I like to think this character grew with me, changed slightly over the years but i know that would be a lie. Celeste, before tonight, was just a memory, fleeting like a dry leave on white rapids. but that is also good. 

Remembering Celeste and what kind of character she was reminds me of what I want to become. My hopes are to create my own company. to create a place where there are no bad stories to be told. a place where we can create dreams and memories for others to enjoy. I want to prove mainly to myself that I am capable of doing it. I want to step back at the end and be proud of what I have achieved. I want the people who I work with to not just be colleagues but also friends and family. It's always cringe worthy when companies say "we're like a family" when you know full well that the staff co-ordinator can't stand the department head, but I truly do mean it.

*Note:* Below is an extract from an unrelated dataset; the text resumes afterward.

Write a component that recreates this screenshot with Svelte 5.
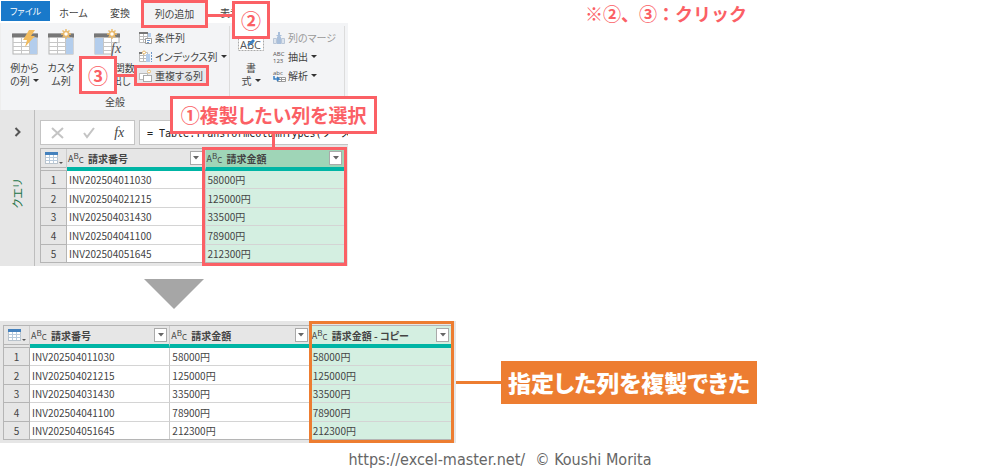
<script lang="ts">
  type Column = { title: string; key: "no" | "amount"; state?: "selected" | "copied" };

  const rows = [
    { no: "INV202504011030", amount: "58000円" },
    { no: "INV202504021215", amount: "125000円" },
    { no: "INV202504031430", amount: "33500円" },
    { no: "INV202504041100", amount: "78900円" },
    { no: "INV202504051645", amount: "212300円" },
  ];

  const before: Column[] = [
    { title: "請求番号", key: "no" },
    { title: "請求金額", key: "amount", state: "selected" },
  ];

  const after: Column[] = [
    { title: "請求番号", key: "no" },
    { title: "請求金額", key: "amount" },
    { title: "請求金額 - コピー", key: "amount", state: "copied" },
  ];

  let formula = $state("= Table.TransformColumnTypes(ソース,");
</script>

{#snippet sheet()}
  <rect x="1" y="3" width="24" height="20" fill="#fff" stroke="#b4b4b4" />
  <path d="M1 11.5h24M1 15.5h24M1 19.5h24M9.5 7v16M17.5 7v16" stroke="#c6c6c6" />
  <path d="M0 2.5h26v4H0z" fill="#777" />
{/snippet}

{#snippet spark()}
  <circle cx="18" cy="3" r="2.5" fill="#fff" stroke="#e9b96a" stroke-width="1.5" />
  <path
    d="M18-2v2M18 6v2M13 3h2M21 3h2M14.500-.5l1.300 1.300M20.200 5.200l1.300 1.300M21.500-.5l-1.300 1.300M15.800 5.200l-1.300 1.300"
    stroke="#e9b96a"
    stroke-width="1.4"
  />
{/snippet}

{#snippet grid(columns: Column[], caption: string)}
  <table aria-label={caption}>
    <thead>
      <tr>
        <th class="corner">
          <svg width="18" height="13" viewBox="0 0 18 13" aria-hidden="true">
            <rect x="0.5" y="0.5" width="12" height="11" fill="#fff" stroke="#b9c3cc" />
            <path d="M1 5.500h12M1 8.500h12M4.500 2v9M8.500 2v9" stroke="#b9cbdc" />
            <path d="M0 0h13v3H0z" fill="#4481bd" />
            <path d="M14 10h4l-2 2z" fill="#555" />
          </svg>
        </th>
        {#each columns as col}
          <th class={col.state}>
            <div class="head">
              <span class="type">A<sup>B</sup><sub>C</sub></span>
              <span class="title">{col.title}</span>
              <button class="filter" aria-label="{col.title} フィルター">
                <svg width="6" height="4" viewBox="0 0 6 4"><path d="M0 0h6L3 3.500z" fill="#666" /></svg>
              </button>
            </div>
          </th>
        {/each}
      </tr>
    </thead>
    <tbody>
      {#each rows as row, i}
        <tr>
          <th scope="row">{i + 1}</th>
          {#each columns as col}
            <td class={col.state}>{row[col.key]}</td>
          {/each}
        </tr>
      {/each}
    </tbody>
  </table>
{/snippet}

<main>
  <div class="top">
    <section class="editor">
      <nav class="tabs">
        <button class="file">ファイル</button>
        <button class="home">ホーム</button>
        <button>変換</button>
        <div class="marked add-column">
          <button>列の追加</button>
          <div class="frame"></div>
          <span class="step two">②</span>
        </div>
        <button class="view">表示</button>
      </nav>

      <div class="ribbon">
        <div class="group general">
          <div class="tools">
            <button class="big from-example">
              <svg width="26" height="24" viewBox="0 0 26 24">
                {@render sheet()}
                <path d="M18 7h7v16h-7z" fill="#b3cdec" />
                <path d="M17-1h6l-4 6h4L13 16l2-7h-4z" fill="#f2bc5e" />
              </svg>
              <span>例から<br />の列 <i class="caret"></i></span>
            </button>
            <button class="big custom">
              <svg width="26" height="24" viewBox="0 0 26 24">
                {@render sheet()}
                <path d="M18 7h7v16h-7z" fill="#b3cdec" />
                {@render spark()}
              </svg>
              <span>カスタ<br />ム列</span>
            </button>
            <button class="big invoke">
              <svg width="26" height="24" viewBox="0 0 26 24">
                {@render sheet()}
                <path d="M1 7h8v16H1z" fill="#b3cdec" />
                <path d="M18 12h9v12h-9z" fill="#f3f4f6" />
                {@render spark()}
                <text x="17" y="22" class="fx">fx</text>
              </svg>
              <span>カスタム関数<br />の呼び出し</span>
            </button>
            <div class="list">
              <button>
                <svg width="14" height="14" viewBox="0 0 14 14">
                  <path d="M.5 2.500h8v9h-8zM.5 5.500h8M.5 8.500h8M4.500 2.500v9" fill="#fff" stroke="#bbb" />
                  <path d="M0 1h9v2H0z" fill="#777" />
                  <path d="M9 2h3v4H9z" fill="#b3cdec" />
                  <path d="M6.500 7.500h6v5h-6z" fill="#fff" stroke="#999" />
                  <path d="M8 9.500h3M8 11.500h2" stroke="#6d97c8" />
                </svg>
                条件列
              </button>
              <button>
                <svg width="14" height="14" viewBox="0 0 14 14">
                  <path d="M.5 2.500h8v9h-8zM.5 5.500h8M.5 8.500h8M4.500 2.500v9" fill="#fff" stroke="#bbb" />
                  <path d="M0 2h3v2H0z" fill="#777" />
                  <path d="M7 4h4v8H7z" fill="#b3cdec" />
                  <path d="M12.500 2v10" stroke="#6d97c8" stroke-dasharray="2 1" />
                  <circle cx="5" cy="2.500" r="1.500" fill="#fff" stroke="#e9b96a" />
                </svg>
                インデックス列 <i class="caret"></i>
              </button>
              <div class="marked duplicate">
                <button>
                  <svg width="14" height="14" viewBox="0 0 14 14">
                    <rect x="0.5" y="4.500" width="8" height="6" fill="#fff" stroke="#bbb" />
                    <rect x="4.500" y="6.500" width="8" height="6" fill="#fff" stroke="#aaa" />
                    <circle cx="10" cy="2.500" r="1.500" fill="#fff" stroke="#e9b96a" />
                  </svg>
                  重複する列
                </button>
                <div class="frame"></div>
                <span class="step three">③</span>
              </div>
            </div>
          </div>
          <div class="group-name">全般</div>
        </div>

        <div class="group text-tools">
          <button class="big format">
            <svg width="26" height="24" viewBox="0 0 26 24">
              <path d="M.5 7.500v12h25v-12" fill="#fff" stroke="#aaa" stroke-dasharray="2 1" />
              <text x="2" y="18" class="abc">ABC</text>
              <path d="M9 14l6-6 2 2-6 5z" fill="#3a80c3" />
            </svg>
            <span>書<br />式 <i class="caret"></i></span>
          </button>
          <div class="list">
            <button disabled>
              <svg width="13" height="14" viewBox="0 0 13 14">
                <path d="M.5 7.500h3v5h-3zM8.500 7.500h3v5h-3z" fill="#dce4ee" stroke="#bac7d8" />
                <path d="M4 6h4v7H4zM5 1h2v3h2L6 7 3 4h2z" fill="#a9bfdb" />
              </svg>
              列のマージ
            </button>
            <button>
              <svg width="13" height="14" viewBox="0 0 13 14">
                <text x="0" y="6" class="tiny">ABC</text>
                <text x="0" y="13" class="tiny">123</text>
              </svg>
              抽出 <i class="caret"></i>
            </button>
            <button>
              <svg width="13" height="14" viewBox="0 0 13 14">
                <text x="0" y="6" class="tiny">abc</text>
                <path d="M4.500 8.500h8v4h-8zM4.500 10.500h8M8.500 8v5" fill="#fff" stroke="#999" />
                <path d="M1 7v3h4M4 8l2 2-2 2" fill="none" stroke="#3a80c3" stroke-width="1.500" />
              </svg>
              解析 <i class="caret"></i>
            </button>
          </div>
        </div>
      </div>

      <div class="workspace">
        <aside>
          <button aria-label="クエリを展開">
            <svg width="8" height="10" viewBox="0 0 8 10">
              <path d="M1.500 1l4 4-4 4" fill="none" stroke="#555" stroke-width="2" />
            </svg>
          </button>
          <span>クエリ</span>
        </aside>
        <div class="content">
          <div class="formula">
            <div class="actions">
              <button aria-label="キャンセル">
                <svg width="13" height="12" viewBox="0 0 13 12">
                  <path d="M1 1l11 10M12 1L1 11" stroke="#c4c4c4" stroke-width="2" />
                </svg>
              </button>
              <button aria-label="確定">
                <svg width="12" height="12" viewBox="0 0 12 12">
                  <path d="M1 6l3 4 7-9" fill="none" stroke="#c4c4c4" stroke-width="2" />
                </svg>
              </button>
              <button class="insert-fx">fx</button>
            </div>
            <input aria-label="数式" bind:value={formula} spellcheck="false" />
          </div>
          <div class="grid">
            {@render grid(before, "複製前")}
            <div class="frame column">
              <strong class="callout">①複製したい列を選択</strong>
            </div>
          </div>
        </div>
      </div>
    </section>
    <p class="note">※②、③：クリック</p>
  </div>

  <svg class="arrow" width="60" height="30" viewBox="0 0 60 30" aria-hidden="true">
    <path d="M0 0h60L30 30z" fill="#a6a6a6" />
  </svg>

  <div class="result">
    <section class="grid wide">
      {@render grid(after, "複製後")}
      <div class="frame copy"></div>
    </section>
    <div class="line"></div>
    <strong class="answer">指定した列を複製できた</strong>
  </div>

  <footer>
    <a href="https://excel-master.net/">https://excel-master.net/</a>
    <span>© Koushi Morita</span>
  </footer>
</main>

<style>
  :global(body) {
    margin: 0;
    background: #fff;
  }
  main {
    --red: #fb6065;
    --orange: #ed7d31;
    color: #444;
    font: 10px/13px "Noto Sans CJK JP", sans-serif;
    font-feature-settings: "palt";
  }
  button {
    padding: 0;
    border: 0;
    background: none;
    color: inherit;
    font: inherit;
    font-feature-settings: inherit;
    white-space: nowrap;
  }
  svg {
    display: block;
    flex: none;
    overflow: visible;
  }
  .top {
    display: grid;
    grid-template-columns: minmax(348px, 34%) 1fr;
  }

  /* tabs */
  .tabs {
    display: flex;
    height: 23px;
    padding-left: 1px;
  }
  .tabs button {
    height: 24px;
  }
  .tabs .file {
    width: 49px;
    height: 20px;
    margin: 1px 9px 0 0;
    background: #1979ca;
    color: #fff;
    font-size: 9px;
  }
  .tabs .home {
    width: 29px;
    margin-right: 22px;
  }
  .tabs .view {
    margin-left: 12px;
  }
  .marked {
    position: relative;
  }
  .add-column {
    width: 67px;
    margin-left: 11px;
  }
  .add-column button {
    width: 100%;
    height: 26px;
    background: #f3f4f6;
  }

  /* annotations */
  .frame {
    position: absolute;
    inset: 0;
    box-sizing: border-box;
    border: 3px solid var(--red);
    pointer-events: none;
  }
  .add-column .frame {
    bottom: -5px;
  }
  .step {
    position: absolute;
    z-index: 2;
    display: grid;
    place-items: center;
    box-sizing: border-box;
    width: 38px;
    height: 38px;
    border: 3px solid var(--red);
    background: #fff;
    color: var(--red);
    font-size: 20px;
    font-weight: 700;
  }
  .step::after {
    content: "";
    position: absolute;
    width: 24px;
    height: 3px;
    background: var(--red);
  }
  .two {
    top: 1px;
    left: calc(100% + 24px);
  }
  .two::after {
    top: 10px;
    right: 100%;
    width: 28px;
  }
  .three {
    top: -10px;
    right: calc(100% + 22px);
  }
  .three::after {
    top: 15px;
    left: 100%;
    width: 20px;
  }
  .note {
    margin: 0;
    padding-left: 237px;
    color: var(--red);
    font-size: 18px;
    font-weight: 700;
    font-feature-settings: normal;
    line-height: 26px;
    white-space: nowrap;
  }

  /* ribbon */
  .ribbon {
    display: flex;
    height: 87px;
    padding-left: 6px;
    border-left: 1px solid #eee;
    box-sizing: border-box;
    background: #f3f4f6;
  }
  .group {
    box-sizing: border-box;
    margin: 3px 0 6px;
    padding-top: 2px;
    border-right: 1px solid #dcdcdc;
  }
  .general {
    width: 223px;
  }
  .tools,
  .text-tools {
    display: flex;
  }
  .big {
    display: flex;
    flex-direction: column;
    align-items: center;
    gap: 6px;
    padding-top: 3px;
  }
  .from-example {
    width: 35px;
  }
  .custom {
    width: 38px;
  }
  .invoke {
    width: 53px;
  }
  .list {
    display: flex;
    flex-direction: column;
    align-items: flex-start;
    margin-left: 6px;
  }
  .list button {
    display: flex;
    align-items: center;
    gap: 2px;
    height: 19px;
  }
  .list button:disabled {
    color: #999;
  }
  .caret {
    display: inline-block;
    margin-left: 1px;
    border: 3px solid transparent;
    border-top-color: #333;
    border-bottom: 0;
    vertical-align: 3px;
  }
  .duplicate button {
    position: relative;
  }
  .duplicate::before {
    content: "";
    position: absolute;
    inset: -1px -6px -1px -5px;
    background: #e6e8eb;
  }
  .duplicate .frame {
    inset: -1px -6px -1px -5px;
  }
  .group-name {
    margin-top: 8px;
    padding-right: 6px;
    text-align: center;
  }
  .text-tools {
    padding-left: 8px;
    padding-right: 8px;
    flex: 0 0 108px;
  }
  .format {
    width: 26px;
  }
  .text-tools .list {
    margin-left: 9px;
  }
  .fx,
  .insert-fx {
    font: italic 14px "Liberation Serif", serif;
    fill: #555;
  }
  .abc {
    font: 11px "Open Sans", sans-serif;
    fill: #555;
  }
  .tiny {
    font: 6px "Open Sans", sans-serif;
    fill: #555;
  }

  /* workspace */
  .workspace {
    display: flex;
    background: #e6e6e6;
  }
  aside {
    display: flex;
    flex: 0 0 35px;
    flex-direction: column;
    align-items: center;
    box-sizing: border-box;
    padding: 17px 0 0 1px;
    border-right: 1px solid #bdbdbd;
    color: #217346;
    font-size: 11px;
  }
  aside span {
    margin-top: 42px;
    writing-mode: vertical-rl;
    text-orientation: sideways;
    transform: rotate(180deg);
  }
  .content {
    flex: 1;
    min-width: 0;
    padding: 10px 0 3px 5px;
  }
  .formula {
    display: flex;
    gap: 4px;
    height: 25px;
    margin-bottom: 3px;
  }
  .actions {
    display: flex;
    flex: 0 0 95px;
    align-items: center;
    justify-content: space-around;
    box-sizing: border-box;
    border: 1px solid #c4c4c4;
    background: #fff;
  }
  .formula input {
    flex: 1;
    min-width: 0;
    box-sizing: border-box;
    padding: 0 0 0 7px;
    border: 1px solid #c4c4c4;
    border-right: 0;
    background: #fff;
    color: #222;
    font: 10px "DejaVu Sans Mono", "Noto Sans CJK JP", monospace;
  }

  /* data grid */
  .grid {
    position: relative;
    margin-right: 3px;
  }
  table {
    width: 100%;
    height: 115px;
    border-collapse: separate;
    border-spacing: 0;
    table-layout: fixed;
    border: 1px solid #b5b5b5;
    box-sizing: border-box;
    white-space: nowrap;
  }
  th,
  td {
    padding: 0;
    border-right: 1px solid #ccc;
    text-align: left;
    font-weight: 400;
  }
  th:last-child,
  td:last-child {
    border-right: 0;
  }
  thead th {
    height: 18px;
    border-bottom: 4px solid #00b5a5;
    background: #e6e6e6;
  }
  thead .corner {
    width: 25px;
    border-bottom: 4px double #b5b5b5;
  }
  .corner svg {
    margin-left: 4px;
  }
  tbody th {
    border-right-color: #b5b5b5;
    background: #e6e6e6;
    text-align: center;
  }
  td {
    padding-left: 2px;
    background: #fff;
  }
  tbody tr:not(:last-child) > * {
    border-bottom: 1px solid #d4d4d4;
  }
  tbody tr:not(:last-child) th {
    border-bottom-color: #b5b5b5;
  }
  td.selected,
  td.copied,
  th.copied {
    background: #d4efe1;
  }
  th.selected {
    background: #9fd5b7;
  }
  .head {
    display: flex;
    align-items: center;
    padding: 0 2px 0 1px;
  }
  .type {
    width: 20px;
    font-size: 9px;
  }
  .type sup,
  .type sub {
    font-size: 8px;
    line-height: 0;
  }
  .type sup {
    vertical-align: 3px;
  }
  .type sub {
    vertical-align: -1px;
  }
  .title {
    flex: 1;
    font-size: 10px;
    font-weight: 700;
  }
  .filter {
    display: grid;
    place-items: center;
    width: 13px;
    height: 14px;
    border: 1px solid #aaa;
    background: #fff;
  }
  .frame.column {
    inset: -1px -2px -3px 53%;
  }
  .frame.column::before {
    content: "";
    position: absolute;
    bottom: 100%;
    left: 50%;
    width: 3px;
    height: 16px;
    margin-left: -2px;
    background: var(--red);
  }
  .callout {
    position: absolute;
    z-index: 3;
    bottom: calc(100% + 16px);
    left: -35px;
    box-sizing: border-box;
    height: 38px;
    padding: 0 8px;
    border: 3px solid var(--red);
    background: #fff;
    color: var(--red);
    font-size: 19px;
    line-height: 32px;
    white-space: nowrap;
  }

  /* result */
  .arrow {
    margin: 13px 0 12px 144px;
  }
  .result {
    display: flex;
    align-items: center;
  }
  .wide {
    flex: 0 1 46%;
    min-width: 440px;
    box-sizing: border-box;
    max-width: 456px;
    margin: 0;
    padding: 4px 4px 3px 3px;
    background: #e6e6e6;
  }
  .frame.copy {
    inset: 0 2px 0 309px;
    border-color: var(--orange);
  }
  .line {
    width: 47px;
    height: 3px;
    margin-left: -2px;
    background: var(--orange);
  }
  .answer {
    padding: 0 7px;
    background: var(--orange);
    color: #fff;
    font-size: 23px;
    font-weight: 900;
    line-height: 43px;
    white-space: nowrap;
  }
  footer {
    display: flex;
    justify-content: center;
    gap: 10px;
    padding-top: 7px;
    color: #666;
    font: 16px/20px "DejaVu Sans Condensed", "DejaVu Sans", sans-serif;
  }
  footer a {
    color: inherit;
    text-decoration: none;
  }
</style>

I want to create a company that gives us a chance.

If i grow old and look back on my life to see struggles and hard work and chaos, i don't mind so long as I know that I have inspired at least one person. If there is something out there that I helped create that helped someone feel the same way that I did when I was a wee bairn (Scottish child) of 7, sitting cross legged on the floor of my grandma's living room floor and seeing the beautiful reds and golds of the bath house for the first time..

well... that would be a life well lived in my opinion.